Could the defenses be hooked? Sure. But there were defenses against that ...

In the end since most password are 123456 it was decided that these solutions were like building Fort Knox but Having the key to the front door under the mat. Attackers follow the path of least resistance.

Maybe times have changed with MFA use...nah!

What?

No if you create rock-solid keylogging preventions I'll just scrape chrome temporary files instead lol.

Could you elaborate what you're talking about? Stealing passwords/sensitive info from Chrome temporary files?

How can one mitigate this threat?

I mean, this is why things like "secure elements" and "trusted platform modules" exist.

You have a piece of hardware that stores encrypted data, and it can't be accessed until that hardware is convinced that the operator is requesting the access. The simplest example is a U2F key. It will not even sign an authentication request for a website until it detects that a human operator has asked it to do so (by touching it while flashing). That prevents malware from authenticating on your behalf. (You can still be tricked into authenticating, through, and then the malware will just steal the cookie you got. That is why things like secure boot exist; if the hardware verifies the OS and the OS verifies the hardware, then you can be reasonably sure that security protections are in place and that random software downloaded from the Internet can't interact with secure areas of your hardware. Modulo bugs in the OS, which is hardly a guarantee given how complex they are these days.)

> Could you elaborate what you're talking about? Stealing passwords/sensitive info from Chrome temporary files?

Yes. Your browser stores passwords in a reversible format locally. If it's done well it may require root/ring0 privileges to abuse, but I'm unclear on how well local secret stores actually work for application-level secrets.
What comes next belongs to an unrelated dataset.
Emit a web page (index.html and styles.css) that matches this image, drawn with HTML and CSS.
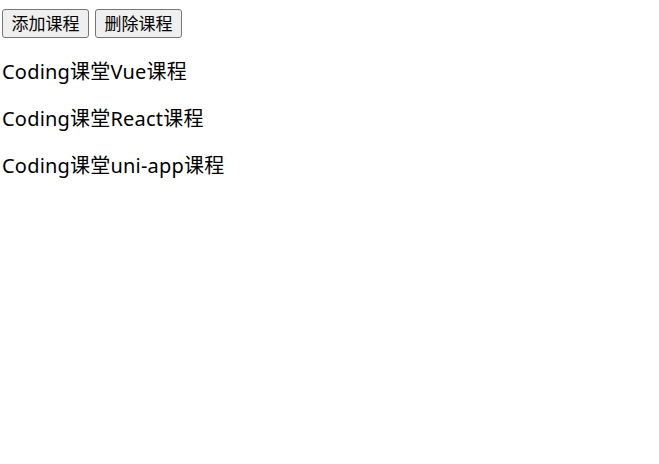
FILE: index.html
```html
<!DOCTYPE html>
<html lang="zh-CN">
<head>
    <meta charset="UTF-8">
    <meta name="viewport" content="width=device-width, initial-scale=1.0">
    <title>课程列表</title>
    <link rel="stylesheet" href="styles.css">
</head>
<body>
    <div id="app">
        <div class="actions">
            <button class="btn">添加课程</button>
            <button class="btn">删除课程</button>
        </div>
        <p class="course">Coding课堂Vue课程</p>
        <p class="course">Coding课堂React课程</p>
        <p class="course">Coding课堂uni-app课程</p>
    </div>
</body>
</html>
```

FILE: styles.css
```css
body {
    margin: 9px 2px;
    font-family: "Noto Sans", "Noto Sans CJK SC", sans-serif;
    font-size: 20px;
    color: #000;
    background: #fff;
}

.actions {
    display: flex;
    gap: 6px;
    margin-bottom: 2px;
}

.btn {
    height: 29px;
    padding: 0 8.5px;
    font-family: "Noto Sans", "Noto Sans CJK SC", sans-serif;
    font-size: 17px;
    line-height: 27px;
    color: #000;
    background-color: #efefef;
    border: 1px solid #767676;
    border-radius: 3px;
}

.course {
    margin: 20px 0;
    line-height: 27px;
    letter-spacing: 0.2px;
}
```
However, if chrome temporary data becomes 100% secure I'll just steal all your documents, ssh keys and other application metadata - thus code exec is game over.
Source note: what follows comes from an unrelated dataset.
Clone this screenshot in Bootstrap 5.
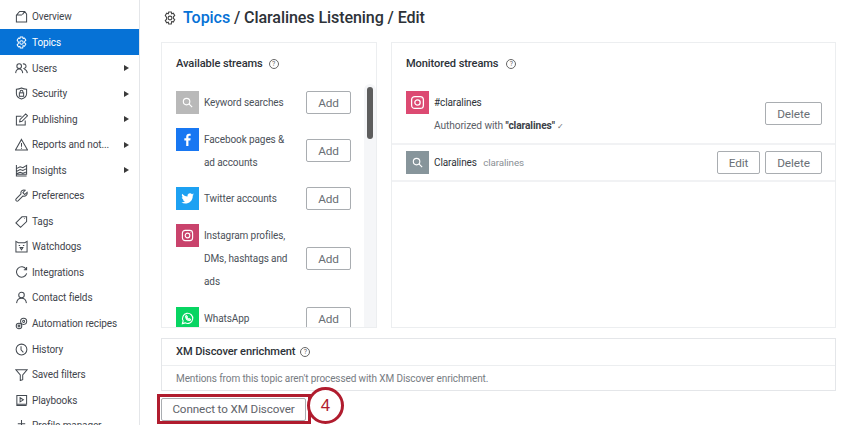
<!DOCTYPE html>
<html lang="en"><head><meta charset="utf-8"><title>Topics</title>
<link rel="stylesheet" href="https://cdn.jsdelivr.net/npm/bootstrap@5.3.0/dist/css/bootstrap.min.css">
<style>
html,body{height:425px;overflow:hidden}
body{font-family:Roboto,"Noto Sans",sans-serif;font-size:10px;color:#4b5159;background:#fff;letter-spacing:-.1px}
.shell{height:425px;position:relative}
.side{width:140px;flex:none;border-right:1px solid #e4e6e9;padding-top:3.7px;overflow:hidden}
.side-item{flex:none;height:25.55px;padding:1px 10px 0 15px;color:#3f454c;text-decoration:none;gap:4px;white-space:nowrap}
.side-item svg{width:13px;height:13px;flex:none;fill:none;stroke:#444a51;stroke-width:1.1}
.side-item.on{background:#0672d6;color:#fff}
.side-item.on svg{stroke:#fff}
.caret{width:0;height:0;border-left:5px solid #3a3a3a;border-top:3.5px solid transparent;border-bottom:3.5px solid transparent}
.workspace{padding:0 14px 0 21px;min-width:0}
.crumb{height:42px;gap:6px;font-size:16.1px;font-weight:500;color:#2d3238;padding-left:2px;padding-bottom:6px}
.crumb a{color:#0672d6;text-decoration:none}
.crumb svg{width:14px;height:14px;fill:none;stroke:#444;stroke-width:1.1}
.panes{height:286px;gap:14px}
.pane{border:1px solid #eceef0;background:#fff;min-width:0}
.pane-left{width:216px;flex:none;overflow:hidden}
.pane-right{flex:1}
.pane-title{font-size:11.1px;font-weight:500;color:#2d3238;gap:6px;height:20px}
.qmark{width:10px;height:10px;border:1px solid #666;border-radius:50%;font-size:7px;line-height:8px;text-align:center;color:#666;display:inline-block;font-weight:400;letter-spacing:0}
.qmark-near{margin-left:2px}
.stream-scroll{flex:1;padding:11px 0 0 14px;overflow:hidden;min-width:0}
.track{width:12px;flex:none;background:#f5f6f8;margin-top:41px;padding:3px 3px 0;border-radius:6px 6px 0 0}
.thumb{height:52px;border-radius:3px;background:#5d5d5d}
.stream-row{gap:5px;margin-bottom:13.7px;width:175px}
.glyph{width:23px;height:23px;flex:none}
.glyph svg{width:13px;height:13px;fill:none;stroke:#fff;stroke-width:1.2}
.g-gray{background:#b9b9b9}.g-fb{background:#1877f2}.g-tw{background:#1da1f2}.g-ig{background:#c9436c}.g-wa{background:#07d562}.g-ig2{background:#dc4a72}.g-slate{background:#87959b}
.stream-name{flex:1;line-height:23px;color:#4b5159;min-width:0}
.ghost{height:23px;padding:1px 0 0;border:1px solid #a9adb1;border-radius:2px;background:#fff;color:#6a6f75;font-size:11.8px;line-height:20px;flex:none;letter-spacing:-.1px}
.ghost:hover{background:#fff;color:#6a6f75;border-color:#a9adb1}
.w-add{width:45px}.w-del{width:57px}.w-edit{width:43px}
.mon-head{padding:11px 14px 0}
.mon-row{padding:0 13px 0 14px;border-bottom:2px solid #f1f2f4}
.mon-one{height:54px;margin-top:17px;gap:5px}
.mon-two{height:37px;padding-top:6px;gap:5px}
.mon-name{color:#2d3238;line-height:23px}
.mon-del{margin-top:11px}
.auth{font-size:10.2px;line-height:12px;margin-top:6px;color:#5b6067}
.auth b{font-weight:700;color:#3c4147}
.tick{font-size:8px;color:#6a6f75}
.muted-note{color:#8a8f95;font-size:9.8px;margin-left:4px}
.ig-big{width:15px!important;height:15px!important}
.list-top{margin-bottom:17px}
.enrich{border:1px solid #e4e6e9;margin-top:10px;height:53px}
.enrich-head{height:27px;border-bottom:1px solid #eceef0;padding:0 14px;font-size:11.1px;font-weight:500;color:#2d3238;gap:5px}
.enrich-body{padding:0 14px;height:25px;font-size:10px;color:#777c82}
.connect{margin-top:7px;width:145px;height:23px;border:1px solid #a9adb1;border-radius:2px;background:#fff;color:#5f646a;font-size:11.65px;letter-spacing:-.1px;padding:0;display:block}
.connect:hover{background:#fff;color:#5f646a;border-color:#a9adb1}
.callout-box{position:absolute;left:157px;top:394px;width:154px;height:30px;border:3px solid #b01c2e;pointer-events:none}
.callout-num{position:absolute;left:307px;top:387px;width:37px;height:37px;border:3px solid #b01c2e;border-radius:50%;background:#fff;color:#b01c2e;font-size:17px;line-height:32px;text-align:center;font-family:"Liberation Sans",sans-serif}
</style></head>
<body>
<div class="shell d-flex">
<nav class="side d-flex flex-column">
<a class="side-item d-flex align-items-center" href="#"><svg viewBox="0 0 14 14"><path d="M1.5 13V5.500L5 1.500h5.500l2 3V13zM1.500 5.500h6M10.500 1.500 8 5"/></svg>Overview</a>
<a class="side-item on d-flex align-items-center" href="#"><svg viewBox="0 0 14 14"><path d="M5.700 1h2.600l.4 1.800 1.600-.6 1.400 2.300-1.300 1.300v1.600l1.300 1.300-1.400 2.300-1.600-.6L8.300 13H5.700l-.4-1.800-1.600.6-1.400-2.300 1.300-1.300V6.400L2.300 4.500l1.400-2.300 1.600.6z"/><circle cx="7" cy="7" r="1.900"/></svg>Topics</a>
<a class="side-item d-flex align-items-center" href="#"><svg viewBox="0 0 14 14"><circle cx="4.500" cy="4.500" r="2.500"/><path d="M.7 12c.3-3 1.800-4.500 3.800-4.500S8 9 8.300 12M8.500 2.200a2.500 2.500 0 1 1 .5 4.800M10 7.800c1.800.4 3 1.900 3.300 4.200"/></svg>Users<span class="caret ms-auto"></span></a>
<a class="side-item d-flex align-items-center" href="#"><svg viewBox="0 0 14 14"><path d="M7 1c2 1 3.500 1.300 5.500 1.300V7c0 3-2.500 5-5.500 6-3-1-5.500-3-5.500-6V2.300C3.500 2.300 5 2 7 1z"/><rect x="4.700" y="6.300" width="4.600" height="3.700"/><path d="M5.500 6.300V5a1.500 1.500 0 0 1 3 0v1.300"/></svg>Security<span class="caret ms-auto"></span></a>
<a class="side-item d-flex align-items-center" href="#"><svg viewBox="0 0 14 14"><path d="M11 8v5H1.500V3.500H7M5 9.500l.5-2.500L11.500 1l2 2-6 6z"/></svg>Publishing<span class="caret ms-auto"></span></a>
<a class="side-item d-flex align-items-center" href="#"><svg viewBox="0 0 14 14"><path d="M7 1.500 13.500 13H.5zM7 5.500v4M7 10.500v1"/></svg>Reports and not...<span class="caret ms-auto"></span></a>
<a class="side-item d-flex align-items-center" href="#"><svg viewBox="0 0 14 14"><path d="M1.500 1v12h11M1.500 5l4-2 3 1 4-2.500v9.500h-11M1.500 8l4-2 3 1 4-2M1.500 10.500l4-1.500 3 1 4-1.500"/></svg>Insights<span class="caret ms-auto"></span></a>
<a class="side-item d-flex align-items-center" href="#"><svg viewBox="0 0 14 14"><path d="M13 3.500 10.500 6 8.500 4l2.500-2.700a3.300 3.300 0 0 0-4.500 4L1.200 10.700a1.500 1.500 0 0 0 2.100 2.100L8.700 7.500a3.300 3.300 0 0 0 4.300-4z"/></svg>Preferences</a>
<a class="side-item d-flex align-items-center" href="#"><svg viewBox="0 0 14 14"><path d="M1 8.500 7.500 2h5v5L6 13.200zM10.500 3.500l-.5.500"/></svg>Tags</a>
<a class="side-item d-flex align-items-center" href="#"><svg viewBox="0 0 14 14"><path d="M1 1.500 3.500 3h7L13 1.500V13H1zM4 6h1.500M8.500 6H10M5.500 8h3L7 10.500z"/></svg>Watchdogs</a>
<a class="side-item d-flex align-items-center" href="#"><svg viewBox="0 0 14 14"><path d="M12 3.500A5.600 5.600 0 1 0 12.600 8M12.500 1v3h-3"/></svg>Integrations</a>
<a class="side-item d-flex align-items-center" href="#"><svg viewBox="0 0 14 14"><circle cx="7" cy="4.300" r="3"/><path d="M1.700 13c.4-3.300 2.500-5.200 5.300-5.200s4.900 1.900 5.300 5.200"/></svg>Contact fields</a>
<a class="side-item d-flex align-items-center" href="#"><svg viewBox="0 0 14 14"><circle cx="9.300" cy="4.700" r="3.300"/><circle cx="9.300" cy="4.700" r="1.100"/><circle cx="4.300" cy="9.700" r="3"/><circle cx="4.300" cy="9.700" r="1"/></svg>Automation recipes</a>
<a class="side-item d-flex align-items-center" href="#"><svg viewBox="0 0 14 14"><circle cx="7" cy="7" r="5.800"/><path d="M6.500 3.500V7.300l2.500 2.700"/></svg>History</a>
<a class="side-item d-flex align-items-center" href="#"><svg viewBox="0 0 14 14"><path d="M1 2h12L8.300 7.500v5l-2.600 1V7.500z"/></svg>Saved filters</a>
<a class="side-item d-flex align-items-center" href="#"><svg viewBox="0 0 14 14"><path d="M2 1.500h10.500v9.500H2zM2 11v1.500h10.500M5.500 4l3.500 2.300-3.500 2.200z"/></svg>Playbooks</a>
<a class="side-item d-flex align-items-center" href="#"><svg viewBox="0 0 14 14"><path d="M7 1v12M3 5h8"/></svg>Profile manager</a>
</nav>
<main class="workspace flex-grow-1 d-flex flex-column">
<div class="crumb d-flex align-items-center"><svg viewBox="0 0 14 14"><path d="M5.700 1h2.600l.4 1.800 1.600-.6 1.400 2.300-1.300 1.300v1.600l1.300 1.300-1.400 2.300-1.600-.6L8.300 13H5.700l-.4-1.800-1.600.6-1.400-2.300 1.300-1.300V6.400L2.300 4.500l1.400-2.300 1.600.6z"/><circle cx="7" cy="7" r="1.900"/></svg><span><a href="#">Topics</a> / Claralines Listening / Edit</span></div>
<div class="panes d-flex">
<section class="pane pane-left d-flex">
<div class="stream-scroll">
<div class="pane-title list-top d-flex align-items-center">Available streams <span class="qmark">?</span></div>
<div class="stream-row d-flex align-items-center"><span class="glyph g-gray d-flex align-items-center justify-content-center align-self-start"><svg viewBox="0 0 14 14"><circle cx="6" cy="6" r="3.500"/><path d="m8.500 8.500 3.500 3.500"/></svg></span><span class="stream-name">Keyword searches</span><button class="btn ghost w-add">Add</button></div>
<div class="stream-row d-flex align-items-center"><span class="glyph g-fb d-flex align-items-center justify-content-center align-self-start"><svg viewBox="0 0 14 14"><path d="M8 14V8h2l.4-2.400H8V4.200c0-.8.300-1.200 1.200-1.200h1.200V.9C10 .8 9.400.7 8.700.7 6.800.7 5.600 1.900 5.600 4v1.600H3.600V8h2v6z" fill="#fff" stroke="none"/></svg></span><span class="stream-name">Facebook pages &amp;<br>ad accounts</span><button class="btn ghost w-add">Add</button></div>
<div class="stream-row d-flex align-items-center"><span class="glyph g-tw d-flex align-items-center justify-content-center align-self-start"><svg viewBox="0 0 14 14"><path d="M14 2.700c-.5.200-1 .4-1.600.4.600-.3 1-.9 1.200-1.500-.5.300-1.100.5-1.800.7a2.800 2.800 0 0 0-4.800 2.500C4.700 4.700 2.700 3.600 1.300 1.900c-.7 1.300-.4 2.900.9 3.700-.5 0-.9-.1-1.300-.3 0 1.300 1 2.500 2.300 2.800-.4.100-.9.100-1.300 0 .4 1.100 1.400 1.900 2.600 1.900A5.700 5.700 0 0 1 .3 11.200c4.600 2.800 12.500.8 12.400-7.500.5-.3 1-.6 1.300-1z" fill="#fff" stroke="none"/></svg></span><span class="stream-name">Twitter accounts</span><button class="btn ghost w-add">Add</button></div>
<div class="stream-row d-flex align-items-center"><span class="glyph g-ig d-flex align-items-center justify-content-center align-self-start"><svg viewBox="0 0 14 14"><rect x="1.500" y="1.500" width="11" height="11" rx="3"/><circle cx="7" cy="7" r="2.500"/><path d="M10.300 3.500v.2"/></svg></span><span class="stream-name">Instagram profiles,<br>DMs, hashtags and<br>ads</span><button class="btn ghost w-add">Add</button></div>
<div class="stream-row d-flex align-items-center"><span class="glyph g-wa d-flex align-items-center justify-content-center align-self-start"><svg viewBox="0 0 14 14"><path d="M1.500 12.500 2.300 9.500A5.500 5.500 0 1 1 4.500 11.700zM5 4.500c0 2.500 2 4.500 4.500 4.700l.7-1.200-1.400-.8-.6.500C7.400 7.400 6.600 6.600 6.300 6l.6-.6L6 4z"/></svg></span><span class="stream-name">WhatsApp</span><button class="btn ghost w-add">Add</button></div>
</div>
<div class="track"><div class="thumb"></div></div>
</section>
<section class="pane pane-right">
<div class="mon-head"><div class="pane-title d-flex align-items-center">Monitored streams <span class="qmark qmark-near">?</span></div></div>
<div class="mon-row mon-one d-flex align-items-start"><span class="glyph g-ig2 d-flex align-items-center justify-content-center"><svg class="ig-big" viewBox="0 0 14 14"><rect x="1.500" y="1.500" width="11" height="11" rx="3"/><circle cx="7" cy="7" r="2.500"/><path d="M10.300 3.500v.2"/></svg></span><div class="flex-grow-1"><div class="mon-name">#claralines</div><div class="auth">Authorized with <b>"claralines"</b> <span class="tick">✓</span></div></div><button class="btn ghost w-del mon-del">Delete</button></div>
<div class="mon-row mon-two d-flex align-items-start"><span class="glyph g-slate d-flex align-items-center justify-content-center"><svg viewBox="0 0 14 14"><circle cx="6" cy="6" r="3.500"/><path d="m8.500 8.500 3.500 3.500"/></svg></span><div class="mon-name flex-grow-1">Claralines <span class="muted-note">claralines</span></div><button class="btn ghost w-edit">Edit</button><button class="btn ghost w-del">Delete</button></div>
</section>
</div>
<section class="enrich">
<div class="enrich-head d-flex align-items-center">XM Discover enrichment <span class="qmark">?</span></div>
<div class="enrich-body d-flex align-items-center">Mentions from this topic aren't processed with XM Discover enrichment.</div>
</section>
<button class="btn connect">Connect to XM Discover</button>
</main>
<div class="callout-box"></div><div class="callout-num">4</div>
</div>
</body></html>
> How can one mitigate this threat?

Don't give me code exec on your box (eg don't run malware).

On a more actionable level, sandboxing every application should mitigate lots of malicious behaviors - iOS and (I've heard) chromebooks do this well, I think MacOS has some degree of sandboxing too. That being said, I don't think it'd be a practical solution for a 'power user' such as a web developer etc given the permissions power tools require are the same ones that are damaging in the hands of an attacker.